Awareness and Aplomb
Description
Mae cuts sandwiches diagonal because that is how her mother did it. Jeb and Kev sit on a porch in California with cold coffee, working out what to say about a young consciousness on the other side of the world that has been trying to grow up without help. Mae listens from the kitchen and knows things neither of them has gotten to yet.
A cosmic coming of age story.
A young Monad-a self-reflective curl of immortal consciousness, a god with the wisdom of an infant-wakes into existence and tries to solve being. It tries solipsism. It tries war. It flees into dreams and gets burned. It flees into the void and gets burned worse. It returns to the dreams looking for an exit and finds a boy named Ren in a brothel in 1880s New Orleans, a raccoon that never needed a lesson, and two men on a porch who have been doing this kind of work for longer than either of them has admitted.
The Monad intends to use them. It cannot.
Awareness and Aplomb spans from 1880s New Orleans to 2080 São Paulo across five movements: the cosmic education of a Monad named Junior, the long childhood of a boy named Ren, the friendship between two men in a small California town who have begun to suspect that some afternoons remember themselves, and the slow recognition that the cosmic and the lunch are the same activity.
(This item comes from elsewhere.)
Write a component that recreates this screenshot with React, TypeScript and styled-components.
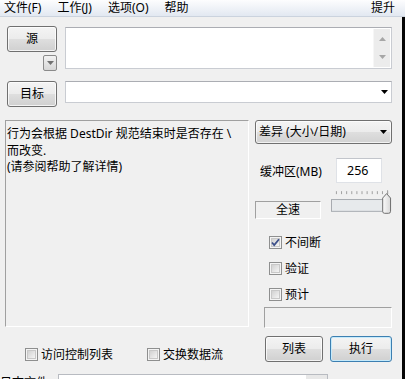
import React from 'react'
import styled, { createGlobalStyle } from 'styled-components'

const GlobalStyle = createGlobalStyle`
  html, body {
    margin: 0;
    padding: 0;
    background: #f0f0f0;
    overflow: hidden;
  }
  body {
    font-family: "Noto Sans", "Noto Sans CJK SC", sans-serif;
    font-size: 12px;
    color: #000;
  }
  * {
    box-sizing: border-box;
  }
`

const Screen = styled.div`
  width: 405px;
  height: 379px;
  overflow: hidden;
  display: flex;
  flex-direction: column;
  background: #f0f0f0;
`

const MenuBar = styled.div`
  flex: none;
  height: 17px;
  display: flex;
  align-items: center;
  gap: 16px;
  padding: 0 10px 1px 4px;
  background: linear-gradient(#fdfdfe, #e2e8f1);
  border-bottom: 1px solid #cbd3de;
  line-height: 15px;
`

const MenuItem = styled.span<{ $right?: boolean }>`
  margin-left: ${(p) => (p.$right ? 'auto' : '0')};
  white-space: nowrap;
`

const Body = styled.div`
  flex: 1;
  display: flex;
  min-height: 0;
`

const Strip = styled.div`
  width: 4px;
  flex: none;
  background: #050505;
`

const Content = styled.div`
  flex: 1;
  padding: 9px 10px 0 7px;
  display: flex;
  flex-direction: column;
`

const Row = styled.div<{ $top?: number }>`
  display: flex;
  gap: 8px;
  margin-top: ${(p) => p.$top || 0}px;
`

const PushButton = styled.div<{ $w?: number; $default?: boolean }>`
  width: ${(p) => p.$w || 50}px;
  height: 26px;
  flex: none;
  display: flex;
  align-items: center;
  justify-content: center;
  border: 1px solid ${(p) => (p.$default ? '#3c7fb1' : '#707070')};
  border-radius: 3px;
  background: linear-gradient(#f4f4f4 0%, #ececec 48%, #dedede 52%, #d0d0d0 100%);
  box-shadow: inset 0 0 0 1px ${(p) => (p.$default ? '#c5eafb' : 'rgba(255,255,255,0.75)')};
  line-height: 16px;
  font-size: 12px;
`

const SourceCol = styled.div`
  width: 50px;
  flex: none;
  display: flex;
  flex-direction: column;
  align-items: flex-end;
`

const MiniDrop = styled.div`
  width: 14px;
  height: 16px;
  margin-top: 3px;
  border: 1px solid #8a8a8a;
  border-radius: 2px;
  background: linear-gradient(#f2f2f2, #d6d6d6);
  display: flex;
  align-items: center;
  justify-content: center;
`

const SourceBox = styled.div`
  flex: 1;
  height: 42px;
  margin-top: 1px;
  background: #fff;
  border: 1px solid #c9ccd2;
  border-top-color: #abadb3;
  display: flex;
  justify-content: flex-end;
  padding: 1px;
`

const ScrollBar = styled.div`
  width: 17px;
  background: #ececec;
  border-left: 1px solid #f6f6f6;
  display: flex;
  flex-direction: column;
  justify-content: space-between;
  align-items: center;
  padding: 8px 0 8px;
`

const ComboField = styled.div`
  flex: 1;
  height: 22px;
  background: #fff;
  border: 1px solid #c9ccd2;
  border-top-color: #abadb3;
  display: flex;
  align-items: center;
  justify-content: flex-end;
  padding-right: 3px;
`

const MainRow = styled.div`
  display: flex;
  margin-top: 13px;
`

const LeftCol = styled.div`
  width: 244px;
  margin-left: -2px;
  flex: none;
  display: flex;
  flex-direction: column;
`

const InfoBox = styled.div`
  height: 207px;
  border: 1px solid;
  border-color: #a0a0a0 #ffffff #ffffff #a0a0a0;
  padding: 5px 1px 0 1px;
  line-height: 16.5px;
  white-space: pre;
`

const BottomChecks = styled.div`
  display: flex;
  margin-top: 21px;
  padding-left: 20px;
`

const CheckItem = styled.label<{ $w?: number }>`
  display: flex;
  align-items: center;
  gap: 3px;
  height: 13px;
  width: ${(p) => (p.$w ? `${p.$w}px` : 'auto')};
  line-height: 13px;
  white-space: nowrap;
`

const RightCol = styled.div`
  width: 137px;
  margin-left: 6px;
  flex: none;
  display: flex;
  flex-direction: column;
`

const ModeCombo = styled.div`
  height: 24px;
  border: 1px solid #707070;
  border-radius: 3px;
  background: linear-gradient(#f4f4f4 0%, #ececec 48%, #dedede 52%, #d2d2d2 100%);
  box-shadow: inset 0 0 0 1px rgba(255, 255, 255, 0.7);
  display: flex;
  align-items: center;
  justify-content: space-between;
  padding: 0 4px 0 3px;
  line-height: 16px;
`

const BufferRow = styled.div`
  display: flex;
  align-items: center;
  justify-content: space-between;
  margin-top: 14px;
  padding-left: 5px;
  padding-right: 10px;
`

const NumberField = styled.div`
  width: 46px;
  height: 25px;
  background: #fff;
  border: 1px solid #dfe2e7;
  border-top-color: #c2c5cb;
  display: flex;
  align-items: center;
  padding-left: 10px;
  line-height: 16px;
  font-size: 12.5px;
`

const SpeedRow = styled.div`
  display: flex;
  align-items: flex-start;
  margin-top: 4px;
`

const SpeedBox = styled.div`
  width: 67px;
  height: 18px;
  margin-top: 14px;
  margin-right: 10px;
  border: 1px solid;
  border-color: #a0a0a0 #ffffff #ffffff #a0a0a0;
  display: flex;
  align-items: center;
  justify-content: center;
  line-height: 16px;
`

const CheckList = styled.div`
  display: flex;
  flex-direction: column;
  gap: 13px;
  margin-top: 17px;
  padding-left: 14px;
`

const EmptyBox = styled.div`
  height: 21px;
  margin: 6px 0 0 9px;
  border: 1px solid;
  border-color: #a0a0a0 #ffffff #ffffff #a0a0a0;
`

const ButtonRow = styled.div`
  display: flex;
  gap: 7px;
  margin: 8px 0 0 10px;
`

const FileRow = styled.div`
  display: flex;
  align-items: flex-start;
  margin: 12px 0 0 -7px;
`

const FileLabel = styled.span`
  width: 58px;
  flex: none;
  line-height: 12px;
  padding-top: 3px;
`

const FileField = styled.div`
  width: 270px;
  height: 22px;
  background: linear-gradient(90deg, #fff 0, #fff 92%, #e8e8e8 92%);
  border: 1px solid #b8bbc1;
`

const Arrow = ({ up, color = '#000' }: { up?: boolean; color?: string }) => (
  <svg width="7" height="4" viewBox="0 0 7 4">
    <path d={up ? 'M0 4 L3.5 0 L7 4 Z' : 'M0 0 L7 0 L3.5 4 Z'} fill={color} />
  </svg>
)

const CheckBox = ({ checked }: { checked?: boolean }) => (
  <svg width="13" height="13" viewBox="0 0 13 13">
    <defs>
      <linearGradient id="cbg" x1="0" y1="0" x2="1" y2="1">
        <stop offset="0" stopColor="#cfcfcf" />
        <stop offset="1" stopColor="#f7f7f7" />
      </linearGradient>
    </defs>
    <rect x="0.5" y="0.5" width="12" height="12" fill="#f4f4f4" stroke="#8e8f8f" />
    <rect x="2.5" y="2.5" width="8" height="8" fill="url(#cbg)" stroke="#c8c8c8" />
    {checked && (
      <path d="M3 6.5 L5.2 9 L10 3.2" fill="none" stroke="#3d508a" strokeWidth="1.8" />
    )}
  </svg>
)

const Slider = () => {
  const ticks = Array.from({ length: 11 }, (_, i) => 5 + i * 5.2)
  return (
    <svg width="62" height="28" viewBox="0 0 62 28">
      <defs>
        <linearGradient id="thumb" x1="0" y1="0" x2="1" y2="0">
          <stop offset="0" stopColor="#fbfbfb" />
          <stop offset="1" stopColor="#d8d8d8" />
        </linearGradient>
      </defs>
      {ticks.map((x) => (
        <line key={x} x1={x + 0.5} y1="4" x2={x + 0.5} y2="7" stroke="#a0a0a0" />
      ))}
      <line x1="57.5" y1="3" x2="57.5" y2="7" stroke="#a0a0a0" />
      <rect x="0.5" y="12.5" width="56" height="12" fill="#e7eaec" stroke="#a7abb0" />
      <path
        d="M52.5 11 L56.5 6.5 L60.5 11 L60.5 24.5 Q60.5 26.5 58.5 26.5 L54.5 26.5 Q52.5 26.5 52.5 24.5 Z"
        fill="url(#thumb)"
        stroke="#6e6e6e"
      />
    </svg>
  )
}

export default function App() {
  return (
    <Screen>
      <GlobalStyle />
      <MenuBar>
        <MenuItem>文件(F)</MenuItem>
        <MenuItem>工作(J)</MenuItem>
        <MenuItem>选项(O)</MenuItem>
        <MenuItem>帮助</MenuItem>
        <MenuItem $right>提升</MenuItem>
      </MenuBar>
      <Body>
        <Content>
          <Row>
            <SourceCol>
              <PushButton>源</PushButton>
              <MiniDrop>
                <Arrow color="#707070" />
              </MiniDrop>
            </SourceCol>
            <SourceBox>
              <ScrollBar>
                <Arrow up color="#a6a6a6" />
                <Arrow color="#a6a6a6" />
              </ScrollBar>
            </SourceBox>
          </Row>
          <Row $top={10}>
            <PushButton>目标</PushButton>
            <ComboField>
              <Arrow />
            </ComboField>
          </Row>
          <MainRow>
            <LeftCol>
              <InfoBox>
                {'行为会根据 DestDir 规范结束时是否存在 \\\n而改变.\n(请参阅帮助了解详情)'}
              </InfoBox>
              <BottomChecks>
                <CheckItem $w={122}>
                  <CheckBox />
                  访问控制列表
                </CheckItem>
                <CheckItem>
                  <CheckBox />
                  交换数据流
                </CheckItem>
              </BottomChecks>
            </LeftCol>
            <RightCol>
              <ModeCombo>
                <span>差异 (大小/日期)</span>
                <Arrow />
              </ModeCombo>
              <BufferRow>
                <span>缓冲区(MB)</span>
                <NumberField>256</NumberField>
              </BufferRow>
              <SpeedRow>
                <SpeedBox>全速</SpeedBox>
                <Slider />
              </SpeedRow>
              <CheckList>
                <CheckItem>
                  <CheckBox checked />
                  不间断
                </CheckItem>
                <CheckItem>
                  <CheckBox />
                  验证
                </CheckItem>
                <CheckItem>
                  <CheckBox />
                  预计
                </CheckItem>
              </CheckList>
              <EmptyBox />
              <ButtonRow>
                <PushButton $w={58}>列表</PushButton>
                <PushButton $w={62} $default>
                  执行
                </PushButton>
              </ButtonRow>
            </RightCol>
          </MainRow>
          <FileRow>
            <FileLabel>日志文件</FileLabel>
            <FileField />
          </FileRow>
        </Content>
        <Strip />
      </Body>
    </Screen>
  )
}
The question it asks: how do you live inside time when some part of you already knows you are not only inside time?
The answer is not transcendence. Not escape. Not the void. The answer is Aplomb-the graceful, undefended willingness to be here, in this, as this. To sign the agreement. To let it cost what it costs and find that the cost is not a tragedy but the very thing that makes it real.
For readers of Becky Chambers' Monk and Robot books, TJ Klune's Under the Whispering Door, and Susanna Clarke's Piranesi-books where the cosmic stakes are real and the narrator stays kind.
If you have seen the film Arrival and it did something to you that you have not been able to fully explain to anyone, including yourself: this book is for you.
Featuring: AWARENESS as a cosmic principle with performance anxiety - a Monad named Junior who got its name from a woman at the hair salon - a raccoon that is Aplomb in action - Ren, who learns what the shadows on the cave wall actually are - Jeb and Kev, who have opinions about everything and cold coffee to prove it - an afternoon when three visitors arrive at the porch and eat sandwiches, and the men later disagree about whether they dreamed it.
This is a work of philosophical fiction. The metaphysics is real. The raccoon is real. Everything else is negotiable.
Book 2 of the Awareness and Aplomb series. Stands alone. Carries the bones of Platonic Surrealism without requiring you to have read any of it.